None of this is to suggest that you are to blame for your suffering, that if you would only take responsibility for your emotional history, look at your narrative, you wouldn’t have to suffer. None of that is true, and we do enough unwarranted blaming of ourselves already.
While it’s true that we are each living our own private, self-authored realities, this doesn’t mean that conflict and suffering are inevitable or that intimacy is impossible. Paradoxically, our differing realities of the same reality can in fact be used to create more intimacy and deeper love and understanding, more closeness in the midst of our differences.
In order for this kind of deepening to happen, for differences to create intimacy not rupture, we need two things: awareness and empathy. First, we have to be willing to examine the meaning we assign to what’s happening, our historical wounds, and how we’re assuming our meaning to be the Truth. And furthermore, how we may be assigning intention to our partner where it may not exist.
Simultaneously (as if that weren’t enough), we have to be willing to hear our partner’s experience of the “same” situation, to allow the meaning it holds for our partner to also be true. We have to be willing to hear and allow this even when our partner’s experience is radically different from our own, and sometimes painful to know.

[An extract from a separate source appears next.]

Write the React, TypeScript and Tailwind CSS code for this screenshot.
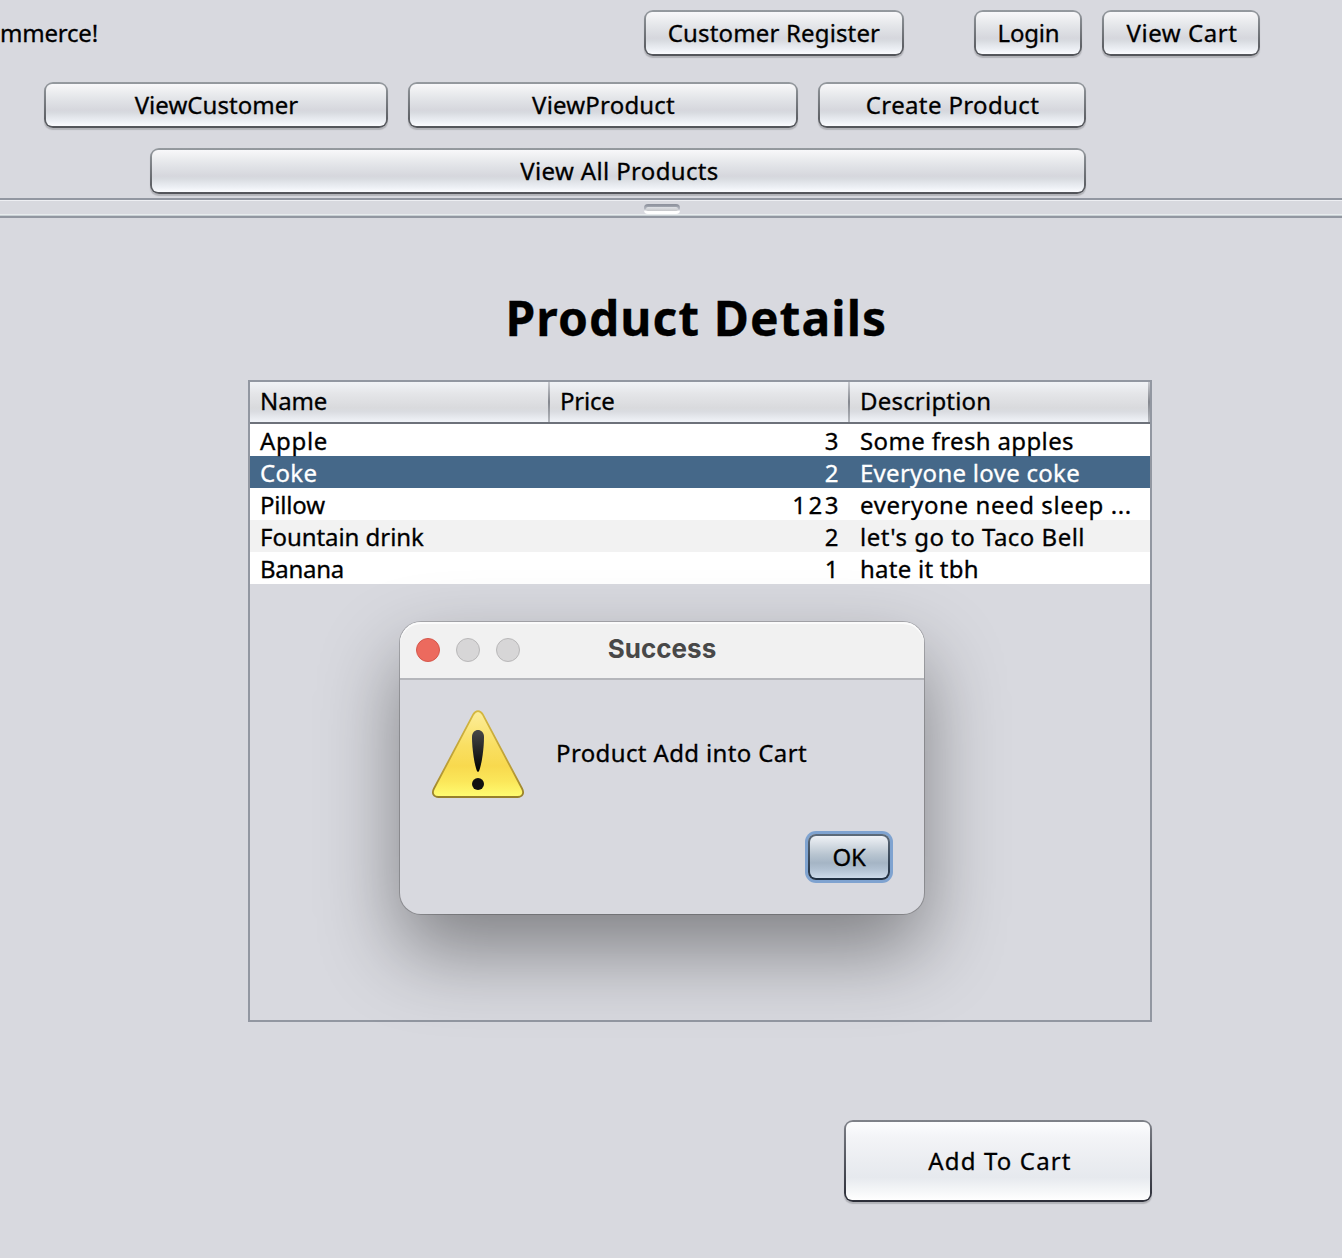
import type { ReactNode } from "react";

const frames = {
  normal:
    "rounded-[9px] bg-linear-to-b from-[#959a9f] to-[#525459] p-[2px] shadow-[0_2px_1px_-0.5px_#b2b3b8]",
  light:
    "rounded-[9px] bg-linear-to-b from-[#7f8289] to-[#2c2e38] p-[2px] shadow-[0_2px_1px_-0.5px_#b2b3b8]",
  focused:
    "rounded-[8px] bg-linear-to-b from-[#5d6b7a] to-[#1f2f42] p-[2px] shadow-[0_0_0_3px_#7fa3d0]",
};

const fills = {
  normal:
    "bg-[linear-gradient(to_bottom,#f8f8fa_0%,#eeeff1_16%,#e1e3e7_38%,#d6d7dd_62%,#d8dbe0_68%,#eceff4_88%,#fbfcff_100%)]",
  light:
    "bg-[linear-gradient(to_bottom,#fcfdfe_0%,#f3f4f7_20%,#ebedf1_50%,#e6e9ee_71%,#f2f4f6_85%,#ffffff_100%)]",
  focused:
    "bg-[linear-gradient(to_bottom,#eff2f6_0%,#d0d8e0_25%,#b7c4d0_45%,#a5b5c5_64%,#b0c0d1_78%,#cddbea_100%)]",
};

function Button({
  children,
  size,
  spacing,
  variant = "normal",
}: {
  children: ReactNode;
  size: string;
  spacing: string;
  variant?: "normal" | "light" | "focused";
}) {
  return (
    <button className={`block shrink-0 ${frames[variant]} ${size}`}>
      <span className={`flex h-full items-center justify-center rounded-[6px] ${fills[variant]} ${spacing}`}>
        {children}
      </span>
    </button>
  );
}

const rows = [
  { name: "Apple", ns: "tracking-[0.7px]", price: "3", desc: "Some fresh apples", ds: "tracking-[0.35px]", tone: "bg-white" },
  { name: "Coke", ns: "tracking-[0.3px]", price: "2", desc: "Everyone love coke", ds: "tracking-[0.28px]", tone: "bg-[#456889] text-white" },
  { name: "Pillow", ns: "tracking-[-0.2px]", price: "123", desc: "everyone need sleep ...", ds: "tracking-[0.6px]", tone: "bg-white" },
  { name: "Fountain drink", ns: "tracking-[-0.05px]", price: "2", desc: "let's go to Taco Bell", ds: "tracking-[0.48px]", tone: "bg-[#f2f2f2]" },
  { name: "Banana", ns: "tracking-[-0.3px]", price: "1", desc: "hate it tbh", ds: "tracking-[0.25px]", tone: "bg-white" },
];

const headers = [
  { label: "Name", spacing: "tracking-[-0.1px]" },
  { label: "Price", spacing: "tracking-[-0.2px]" },
  { label: "Description", spacing: "tracking-[0.2px]" },
];

function ProductTable() {
  return (
    <div className="h-[642px] w-[904px] border-2 border-[#9297a1]">
      <div className="flex h-[42px] border-b-2 border-[#6d717a] bg-[linear-gradient(to_bottom,#f1f3f6_0%,#e4e5e8_30%,#d9dadd_65%,#dadce1_74%,#f1f4f9_100%)]">
        {headers.map((h) => (
          <div key={h.label} className={`flex w-[300px] ${h.spacing}`}>
            <span className="w-[298px] pl-[10px] leading-[38px]">{h.label}</span>
            <span className="w-[2px] bg-linear-to-b from-[#c8cacf] via-[#85888f] to-[#b5b8be]" />
          </div>
        ))}
      </div>
      {rows.map((r) => (
        <div key={r.name} className={`flex h-8 leading-[34px] ${r.tone}`}>
          <span className={`w-[300px] pl-[10px] ${r.ns}`}>{r.name}</span>
          <span className="w-[300px] pr-[9px] text-right tracking-[2.5px]">{r.price}</span>
          <span className={`pl-[10px] ${r.ds}`}>{r.desc}</span>
        </div>
      ))}
    </div>
  );
}

function WarningIcon() {
  return (
    <svg width="92" height="90" viewBox="0 0 92 90" className="block">
      <defs>
        <linearGradient id="sign" x1="0" y1="0" x2="0" y2="1">
          <stop offset="0" stopColor="#fcee9c" />
          <stop offset="0.4" stopColor="#f9df62" />
          <stop offset="0.64" stopColor="#f8d94e" />
          <stop offset="0.82" stopColor="#fbe75a" />
          <stop offset="1" stopColor="#fffd72" />
        </linearGradient>
        <linearGradient id="rim" x1="0" y1="0" x2="0" y2="1">
          <stop offset="0" stopColor="#d5b83f" />
          <stop offset="0.7" stopColor="#b89b36" />
          <stop offset="1" stopColor="#97802a" />
        </linearGradient>
        <linearGradient id="mark" x1="0" y1="0" x2="0" y2="1">
          <stop offset="0" stopColor="#484848" />
          <stop offset="1" stopColor="#000000" />
        </linearGradient>
      </defs>
      <path
        d="M41.4 4.2 C43.8 0 48.2 0 50.6 4.2 L90 78.5 C92.6 83.5 90.3 87 85.5 87 H6.5 C1.7 87 -0.6 83.5 2 78.5 Z"
        fill="url(#sign)"
        stroke="url(#rim)"
        strokeWidth="1.8"
      />
      <path d="M40 27 C40 17.7 52 17.7 52 27 C52 42 48.2 62 46 62 C43.8 62 40 42 40 27 Z" fill="url(#mark)" />
      <circle cx="46" cy="74" r="6" fill="#111111" />
    </svg>
  );
}

function SuccessDialog() {
  return (
    <div className="absolute top-[622px] left-[400px] h-[292px] w-[524px] overflow-visible rounded-[21px] bg-[#d8d9df] shadow-[0_0_0_1px_rgba(0,0,0,0.2),0_36px_80px_rgba(0,0,0,0.41)]">
      <div className="grid h-[58px] grid-cols-[1fr_auto_1fr] items-center rounded-t-[21px] border-b-2 border-[#b5b6bb] bg-[#f1f1f1] px-4 shadow-[inset_0_2px_0_#fbfbfb]">
        <div className="flex gap-4">
          <span className="size-6 rounded-full border border-[#d5574b] bg-[#ec6a5e]" />
          <span className="size-6 rounded-full border border-[#b9b8b9] bg-[#d7d6d7]" />
          <span className="size-6 rounded-full border border-[#b9b8b9] bg-[#d7d6d7]" />
        </div>
        <span className="relative -top-px font-[Inter] text-[26px] leading-8 font-bold text-[#484848] [-webkit-text-stroke:0]">Success</span>
      </div>
      <div className="flex pt-[30px] pl-8">
        <WarningIcon />
        <span className="pt-[24px] pl-[32px] leading-[38px] tracking-[0.37px]">Product Add into Cart</span>
      </div>
      <div className="mt-[34px] flex justify-end pr-[34px]">
        <Button size="h-[46px] w-[82px]" spacing="tracking-[-0.3px]" variant="focused">OK</Button>
      </div>
    </div>
  );
}

export default function App() {
  return (
    <div className="relative h-[1258px] w-[1342px] overflow-hidden bg-[#d8d9df] font-['Noto_Sans',sans-serif] text-[24px] leading-8 text-black [-webkit-text-stroke:0.3px]">
      <header className="flex h-[198px] flex-col pt-[10px]">
        <div className="flex h-[46px] items-center">
          <span className="w-[644px] tracking-[-0.2px]">mmerce!</span>
          <Button size="h-[46px] w-[260px]" spacing="tracking-[0.15px]">Customer Register</Button>
          <div className="ml-[70px] flex gap-5">
            <Button size="h-[46px] w-[108px]" spacing="pl-px tracking-[-0.2px]">Login</Button>
            <Button size="h-[46px] w-[158px]" spacing="pl-[2px] tracking-[0.55px]">View Cart</Button>
          </div>
        </div>
        <div className="mt-[26px] ml-[44px] flex gap-5">
          <Button size="h-[46px] w-[344px]" spacing="pl-px tracking-[0.05px]">ViewCustomer</Button>
          <Button size="h-[46px] w-[390px]" spacing="pl-px tracking-[0.19px]">ViewProduct</Button>
          <Button size="h-[46px] w-[268px]" spacing="pl-px tracking-[0.36px]">Create Product</Button>
        </div>
        <div className="mt-5 ml-[150px]">
          <Button size="h-[46px] w-[936px]" spacing="pl-[3px] tracking-[0.35px]">View All Products</Button>
        </div>
      </header>

      <div className="h-5 border-y-2 border-[#9297a1] pt-[4px] pl-[644px] shadow-[inset_0_1px_0_#eeeff3,inset_0_-1px_0_#c8d0d4,inset_0_-2px_0_#e8ecee]">
        <div className="h-[10px] w-9 rounded-[4px] bg-linear-to-b from-[#8f939e] from-10% via-[#b9bcc4] via-50% to-white to-75% px-[2px] pt-[3px]">
          <div className="h-[4px] rounded-[2px] bg-linear-to-b from-[#dfe1e6] to-[#c6c7ca]" />
        </div>
      </div>

      <main>
        <h1 className="pt-[62px] pl-[505.5px] text-[48px] leading-[76px] font-bold tracking-[1.04px] [-webkit-text-stroke:0.3px]">
          Product Details
        </h1>
        <div className="mt-[24px] ml-[248px]">
          <ProductTable />
          <div className="mt-[98px] ml-[596px]">
            <Button size="h-[82px] w-[308px]" spacing="pl-[4px] tracking-[1.15px]" variant="light">Add To Cart</Button>
          </div>
        </div>
      </main>

      <SuccessDialog />
    </div>
  );
}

When we offer understanding and empathy to our own experience, with all its facets, and at the same time offer that same understanding and empathy to our partner’s experience, with all its facets; when we can do that without getting into whose experience is right or real—then we are on our way to the deepest kind of intimacy. To allow and hold each other’s different realities within a larger, shared reality of acceptance, this is to be.